Breaking Up the Asphalt Pavement. First Step in Laying an Underground Cable.]

[Illustration: Laying Multiple Duct Tile Subway Through Which the Cables Will Run.]

[Illustration: Feeding Cable Into Duct as It is Being Pulled Through Subway from the Other End.]

[Illustration: A CABLE TROUBLE]

The use of the telephone instrument is common, but it affords no idea of the magnitude of the mechanical equipment by which it is made effective.

~UNSEEN FORCES BEHIND YOUR TELEPHONE~

To give you some conception of the great number of persons and the enormous quantity of materials required to maintain an always-efficient service, various comparisons are here presented.

[Illustration: TELEPHONES. Enough to string around Lake Erie--8,000,000, which, with equipment, cost at the factory $45,000,000.]

[Illustration: WIRE. Enough to coil around the earth 621 times--15,460,000 miles of it, worth about $100,000,000, including 260,000 tons of copper, worth $88,000,000.]

[Illustration: LEAD AND TIN. Enough to load 6,600 coal cars--being 659,960,000 pounds, worth more than $37,000,000.]

[Illustration: CONDUITS. Enough to go five times through the earth from pole to pole--225,778,000 feet, worth in the warehouse $9,000,000.]

[Illustration: POLES. Enough to build a stockade around California--12,480,000 of them, worth in the lumber yard about $40,000,000.]

[Illustration: SWITCHBOARDS. In a line would extend thirty-six miles--55,000 of them, which cost, unassembled, $90,000,000.]

[Illustration: BUILDINGS. Sufficient to house a city of 150,000--more than a thousand buildings, which, unfurnished, and without land, cost $44,000,000.]

[Illustration: PEOPLE. Equal in numbers to the entire population of Wyoming--150,000 employes, not including those of connecting companies.]
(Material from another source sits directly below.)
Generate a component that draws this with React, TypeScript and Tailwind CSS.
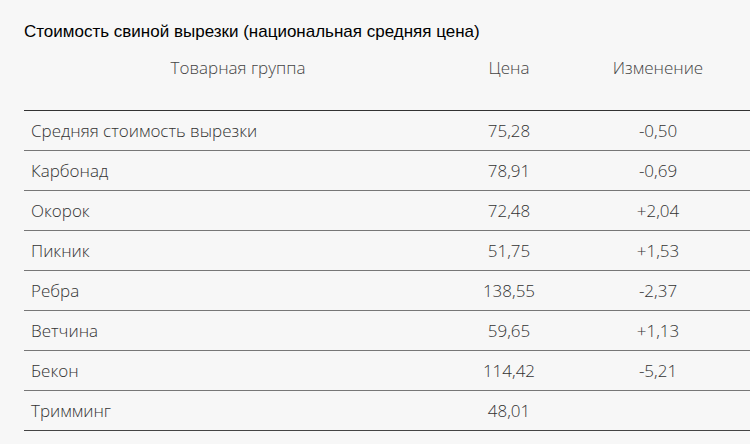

The poles are set all over this country, and strung with wires and cables; the conduits are buried under the great cities; the telephones are installed in separate homes and offices; the switchboards housed, connected and supplemented with other machinery, and the whole system kept in running order so that each subscriber may talk at any time, anywhere.
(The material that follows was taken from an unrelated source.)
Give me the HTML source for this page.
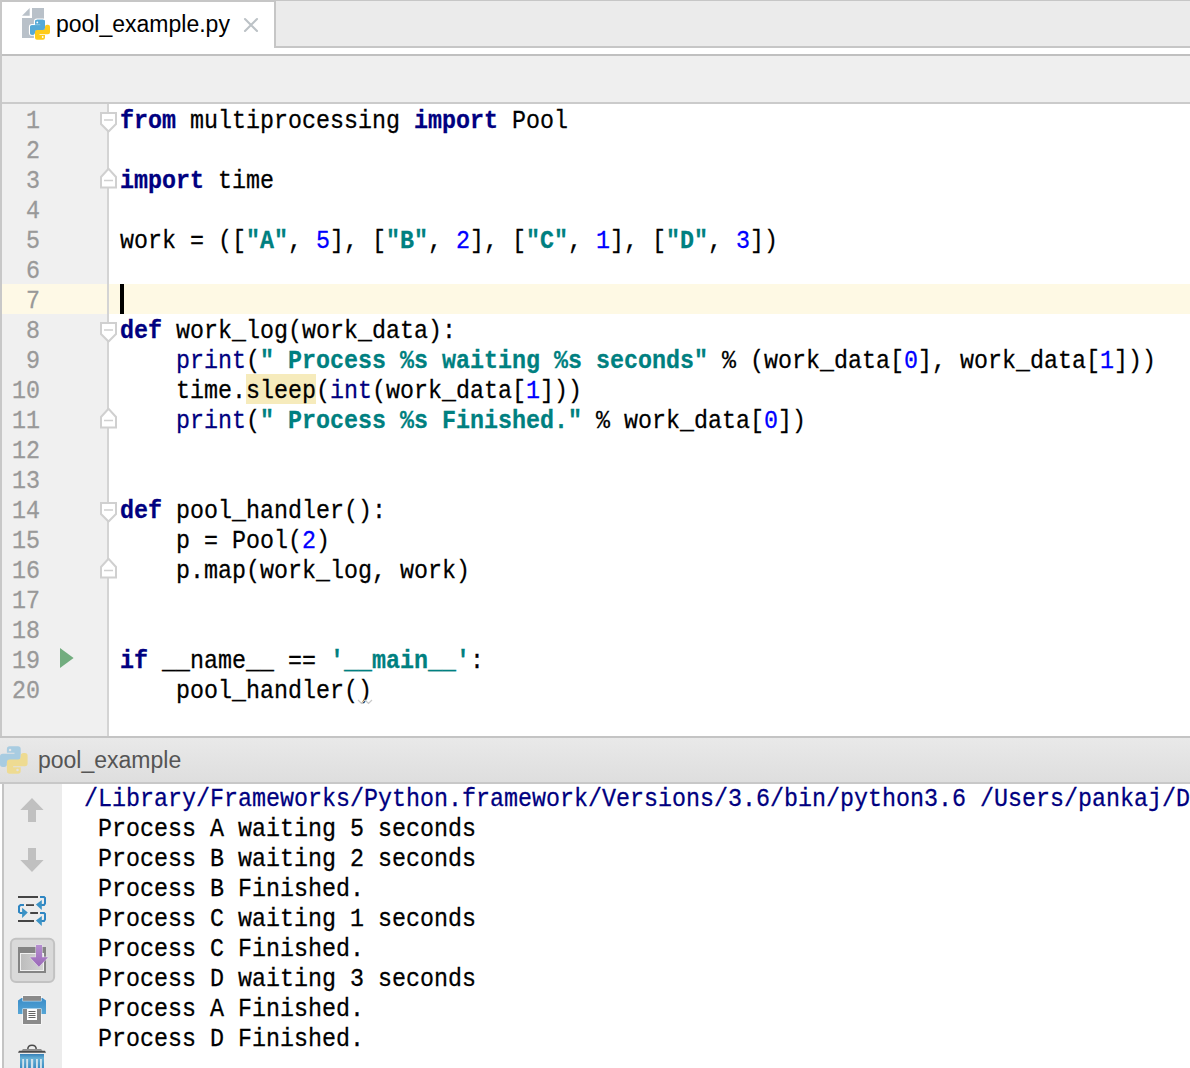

Where Does Sound Come From?

Somebody or something causes every sound we hear. Sounds are the result of disturbances in the air. Sound is produced by waves in the air. The buzz of the bumble-bee is caused by the quick movement of his wings in the air. The wings themselves do not make the sound, but their motion causes waves or vibrations in the air which produce the sound of buzzing. Every motion made by anybody or anything produces waves in the air just like the waves you see in the water--a big movement makes a big wave and a tiny movement a tiny wave. When you clap your hands you make a disturbance in the air which causes a sound--the harder you clap the louder the sound. You can hear this sound and anybody else near can hear it. If there were no air about us, however, we would hear no sound, even if we could live in such a condition of things, for it is the air waves produced striking against the drum of our ears that enable us to discern sounds. When we talk we make air waves also and thus produce sound. If you were deaf, and talked, you could not hear any sound, because even when there are air waves they must still strike against a sounding board in order to be recognized as sound--and the drum of our ear is our sounding board for hearing sounds.